__Challenge__. Of the lines in this material, how many contain "styles"? Answer with a single number only.

BEGIN

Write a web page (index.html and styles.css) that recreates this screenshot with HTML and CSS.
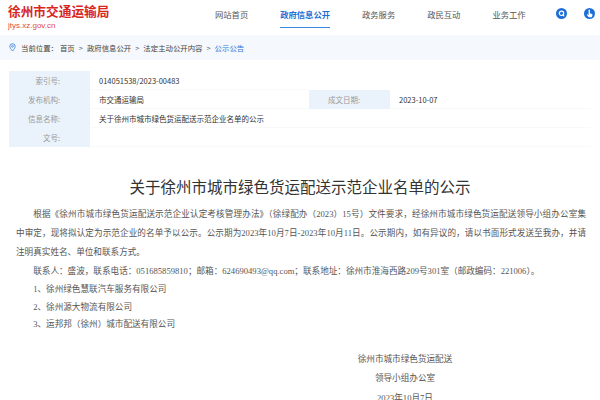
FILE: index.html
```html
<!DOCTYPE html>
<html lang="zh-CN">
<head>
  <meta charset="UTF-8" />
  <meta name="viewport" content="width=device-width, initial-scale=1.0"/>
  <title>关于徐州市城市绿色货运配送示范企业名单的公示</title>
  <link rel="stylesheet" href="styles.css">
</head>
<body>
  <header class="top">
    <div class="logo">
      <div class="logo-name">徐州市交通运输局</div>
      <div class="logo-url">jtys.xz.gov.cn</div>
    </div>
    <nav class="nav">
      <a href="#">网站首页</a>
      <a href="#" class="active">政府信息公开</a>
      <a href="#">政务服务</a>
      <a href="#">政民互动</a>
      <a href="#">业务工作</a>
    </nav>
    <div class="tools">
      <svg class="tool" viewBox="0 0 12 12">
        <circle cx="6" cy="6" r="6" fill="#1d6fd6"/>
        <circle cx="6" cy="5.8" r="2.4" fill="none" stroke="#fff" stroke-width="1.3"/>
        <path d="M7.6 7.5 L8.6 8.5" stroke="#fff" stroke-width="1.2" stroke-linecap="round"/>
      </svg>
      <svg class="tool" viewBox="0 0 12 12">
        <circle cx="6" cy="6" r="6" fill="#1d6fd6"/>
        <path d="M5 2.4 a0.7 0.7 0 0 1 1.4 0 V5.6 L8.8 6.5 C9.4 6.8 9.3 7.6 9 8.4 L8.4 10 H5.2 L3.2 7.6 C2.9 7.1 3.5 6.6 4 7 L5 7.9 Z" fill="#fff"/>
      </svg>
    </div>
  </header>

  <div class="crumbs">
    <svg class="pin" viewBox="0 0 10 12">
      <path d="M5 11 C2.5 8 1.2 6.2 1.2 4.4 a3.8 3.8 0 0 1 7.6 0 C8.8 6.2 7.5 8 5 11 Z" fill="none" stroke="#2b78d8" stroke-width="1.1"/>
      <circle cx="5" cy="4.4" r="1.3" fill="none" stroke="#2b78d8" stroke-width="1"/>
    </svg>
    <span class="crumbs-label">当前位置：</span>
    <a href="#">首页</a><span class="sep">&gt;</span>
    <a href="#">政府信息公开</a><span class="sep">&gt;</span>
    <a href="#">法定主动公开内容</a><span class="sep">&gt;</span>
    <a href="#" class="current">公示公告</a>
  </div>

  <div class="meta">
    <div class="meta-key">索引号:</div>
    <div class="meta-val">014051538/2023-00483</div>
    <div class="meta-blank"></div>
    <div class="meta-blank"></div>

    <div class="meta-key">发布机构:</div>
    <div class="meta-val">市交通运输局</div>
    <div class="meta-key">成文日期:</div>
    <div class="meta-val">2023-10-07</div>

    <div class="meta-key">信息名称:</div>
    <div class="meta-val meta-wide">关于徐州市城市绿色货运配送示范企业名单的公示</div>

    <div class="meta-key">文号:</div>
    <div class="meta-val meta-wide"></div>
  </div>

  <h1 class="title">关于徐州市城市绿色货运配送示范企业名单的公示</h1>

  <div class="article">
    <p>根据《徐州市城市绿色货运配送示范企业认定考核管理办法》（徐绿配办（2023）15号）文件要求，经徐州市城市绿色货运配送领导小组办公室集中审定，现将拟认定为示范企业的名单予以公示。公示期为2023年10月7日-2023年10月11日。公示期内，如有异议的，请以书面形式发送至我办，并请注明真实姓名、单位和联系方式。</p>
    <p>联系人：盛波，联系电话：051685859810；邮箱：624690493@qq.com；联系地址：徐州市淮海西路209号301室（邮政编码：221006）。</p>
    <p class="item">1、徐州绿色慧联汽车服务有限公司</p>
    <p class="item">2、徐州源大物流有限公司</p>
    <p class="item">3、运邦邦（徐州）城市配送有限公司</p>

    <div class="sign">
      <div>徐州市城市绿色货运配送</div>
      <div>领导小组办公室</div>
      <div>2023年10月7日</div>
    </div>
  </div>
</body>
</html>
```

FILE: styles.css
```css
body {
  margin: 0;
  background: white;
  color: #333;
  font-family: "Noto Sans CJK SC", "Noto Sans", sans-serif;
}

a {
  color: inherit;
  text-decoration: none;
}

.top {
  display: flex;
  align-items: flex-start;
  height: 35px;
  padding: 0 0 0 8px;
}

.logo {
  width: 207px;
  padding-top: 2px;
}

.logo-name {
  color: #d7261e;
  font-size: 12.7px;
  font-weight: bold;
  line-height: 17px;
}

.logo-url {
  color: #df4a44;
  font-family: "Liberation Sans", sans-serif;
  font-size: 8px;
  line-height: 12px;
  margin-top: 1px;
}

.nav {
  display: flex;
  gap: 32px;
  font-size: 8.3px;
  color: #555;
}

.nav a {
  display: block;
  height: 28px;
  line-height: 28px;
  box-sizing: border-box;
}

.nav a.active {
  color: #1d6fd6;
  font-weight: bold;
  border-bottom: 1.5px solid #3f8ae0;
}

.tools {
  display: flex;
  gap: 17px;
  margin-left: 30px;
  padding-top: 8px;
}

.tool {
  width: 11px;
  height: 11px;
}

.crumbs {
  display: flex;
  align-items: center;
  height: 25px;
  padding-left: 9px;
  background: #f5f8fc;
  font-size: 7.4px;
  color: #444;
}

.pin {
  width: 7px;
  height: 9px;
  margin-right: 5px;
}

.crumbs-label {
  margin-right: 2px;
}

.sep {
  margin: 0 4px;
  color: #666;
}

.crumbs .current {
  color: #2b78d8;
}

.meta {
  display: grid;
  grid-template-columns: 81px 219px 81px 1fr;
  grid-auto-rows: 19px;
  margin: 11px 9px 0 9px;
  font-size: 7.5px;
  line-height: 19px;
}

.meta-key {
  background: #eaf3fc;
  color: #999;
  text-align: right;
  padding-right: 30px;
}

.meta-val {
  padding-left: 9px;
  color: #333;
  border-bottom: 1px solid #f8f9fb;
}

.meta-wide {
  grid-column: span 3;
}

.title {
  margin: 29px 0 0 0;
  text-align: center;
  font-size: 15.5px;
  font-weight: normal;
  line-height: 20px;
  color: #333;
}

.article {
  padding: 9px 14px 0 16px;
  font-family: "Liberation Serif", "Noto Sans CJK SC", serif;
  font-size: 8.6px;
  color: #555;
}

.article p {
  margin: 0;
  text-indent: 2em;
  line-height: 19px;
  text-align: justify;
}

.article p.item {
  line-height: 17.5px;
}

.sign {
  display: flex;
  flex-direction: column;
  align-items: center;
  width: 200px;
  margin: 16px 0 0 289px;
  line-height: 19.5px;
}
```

END

__Final result__. 3